RE: Solr with Hadoop

2013-07-18 Thread Saikat Kanjilal
I'm familiar with and have used both the DSE cluster as well as am in the 
process of evaluating cloudera search, in general cloudera search has tight 
integration with hdfs and takes care of replication and sharding transparently 
by using the pre-existing hdfs replication and sharding, however cloudera 
search actually uses solrcloud underneath and you would need to install 
zookeeper to enable coordination between each of the solr nodes.   DataStax 
allows you to talk to Solr, however their model scales around the data model 
and architecture of cassandra, release 3.1 allows for some additional solr 
admin functionality and removes the need to write cassandra specific code.

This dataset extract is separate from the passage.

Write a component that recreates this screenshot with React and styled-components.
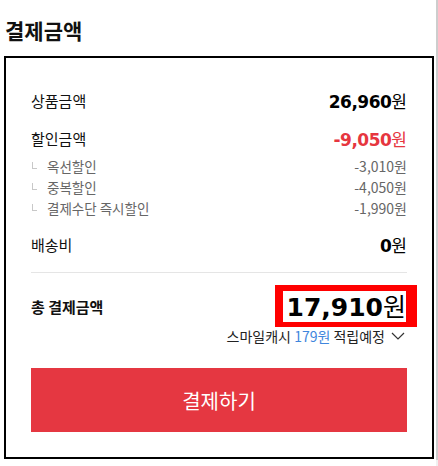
import React from "react";
import styled, { createGlobalStyle } from "styled-components";

const KR = `"Noto Sans CJK KR", "Noto Sans", sans-serif`;
const NUM = `"DejaVu Sans", "Noto Sans CJK KR", sans-serif`;

const discounts = [
  { name: "옥선할인", price: "-3,010" },
  { name: "중복할인", price: "-4,050" },
  { name: "결제수단 즉시할인", price: "-1,990" },
];

export default function App() {
  return (
    <Page>
      <GlobalStyle />
      <Main>
        <Title>결제금액</Title>
        <Box>
          <Row>
            <Label>상품금액</Label>
            <Amount>
              26,960<Won>원</Won>
            </Amount>
          </Row>
          <Row $gap>
            <Label>할인금액</Label>
            <Amount color="#e6363f">
              -9,050<Won>원</Won>
            </Amount>
          </Row>
          <SubList>
            {discounts.map((d) => (
              <SubRow key={d.name}>
                <SubName>
                  <Corner />
                  {d.name}
                </SubName>
                <SubPrice>{d.price}원</SubPrice>
              </SubRow>
            ))}
          </SubList>
          <Row $gap>
            <Label>배송비</Label>
            <Amount>
              0<Won>원</Won>
            </Amount>
          </Row>
          <Divider />
          <TotalRow>
            <TotalLabel>총 결제금액</TotalLabel>
            <Highlight>
              <TotalAmount>
                17,910<Won>원</Won>
              </TotalAmount>
            </Highlight>
          </TotalRow>
          <Cashback>
            <span>
              스마일캐시 <Blue>179원</Blue> 적립예정
            </span>
            <svg width="14" height="8" viewBox="0 0 14 8">
              <polyline
                points="1,1 7,7 13,1"
                fill="none"
                stroke="#333"
                strokeWidth="1.2"
              />
            </svg>
          </Cashback>
          <PayButton>결제하기</PayButton>
        </Box>
      </Main>
      <ScrollTrack>
        <Thumb />
      </ScrollTrack>
    </Page>
  );
}

const GlobalStyle = createGlobalStyle`
  body {
    margin: 0;
    background: #ffffff;
    font-family: ${KR};
    color: #111;
  }
`;

const Page = styled.div`
  display: flex;
  width: 438px;
  height: 466px;
  overflow: hidden;
`;

const Main = styled.div`
  flex: 1;
  padding: 16px 2px 0 4px;
`;

const ScrollTrack = styled.div`
  width: 2px;
  background: #f0f0f0;
  display: flex;
  flex-direction: column;
`;

const Thumb = styled.div`
  height: 460px;
  background: #cdcdcd;
`;

const Title = styled.h2`
  margin: 0 0 12px;
  padding-left: 1px;
  font-size: 21px;
  line-height: 28px;
  font-weight: bold;
  color: #111;
`;

const Box = styled.div`
  border: 2px solid #000;
  padding: 30px 25px 25px;
`;

const Row = styled.div`
  display: flex;
  justify-content: space-between;
  align-items: center;
  height: 24px;
  margin-top: ${(p) => (p.$gap ? "14px" : "0")};
`;

const Label = styled.span`
  font-size: 15px;
  color: #111;
`;

const Amount = styled.span`
  font-family: ${NUM};
  font-weight: bold;
  font-size: 17px;
  letter-spacing: -0.5px;
  color: ${(p) => p.color || "#000"};
`;

const Won = styled.span`
  font-family: ${KR};
  font-weight: normal;
  letter-spacing: 0;
`;

const SubList = styled.div`
  margin-top: 5px;
`;

const SubRow = styled.div`
  display: flex;
  justify-content: space-between;
  align-items: center;
  height: 21px;
  color: #666;
`;

const SubName = styled.span`
  display: flex;
  align-items: center;
  font-size: 13.5px;
`;

const Corner = styled.i`
  width: 4px;
  height: 6px;
  border-left: 1px solid #c8c8c8;
  border-bottom: 1px solid #c8c8c8;
  margin: 0 10px 0 1px;
`;

const SubPrice = styled.span`
  font-size: 14px;
`;

const Divider = styled.hr`
  border: 0;
  height: 1px;
  background: #e5e5e5;
  margin: 16px 0;
`;

const TotalRow = styled.div`
  display: flex;
  justify-content: space-between;
  align-items: center;
  height: 34px;
`;

const TotalLabel = styled.span`
  font-size: 15px;
  font-weight: bold;
`;

const Highlight = styled.div`
  border: 6px solid #ff0000;
  border-bottom-width: 5px;
  border-left-width: 8px;
  border-right-width: 11px;
  margin-right: -10px;
  padding-left: 4px;
  display: flex;
  align-items: center;
`;

const TotalAmount = styled.span`
  font-family: ${NUM};
  font-weight: bold;
  font-size: 25px;
  line-height: 28px;
  color: #000;
`;

const Cashback = styled.div`
  display: flex;
  justify-content: flex-end;
  align-items: center;
  margin-top: 4px;
  font-size: 14px;
  line-height: 18px;
  color: #222;

  svg {
    margin: 0 2px 0 6px;
  }
`;

const Blue = styled.span`
  color: #3f86dd;
`;

const PayButton = styled.button`
  display: block;
  width: 100%;
  height: 64px;
  margin-top: 23px;
  border: 0;
  background: #e53741;
  color: #fff;
  font-family: ${KR};
  font-size: 20px;
  cursor: pointer;
`;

If you go the open source route you have a few options:

1) You can build a custom plugin inside solr that would internally query hdfs 
and return data, you would need to figure out how to scale this potentially 
using a solution very similar to cloudera search (i.e. leverage solrcloud), and 
if using solrcloud you would need ot install zookeeper for node coordination

2) You could write create a flume channel that accumulates specific events from 
hdfs and create a sink to write data directly to solr

3) I would look at cloudera search if you need tight integration into hadoop, 
it might save you some time and efforts

I dont think you want to have solr trigger map-reduce jobs if you're looking at 
having very fast throughput through your search service.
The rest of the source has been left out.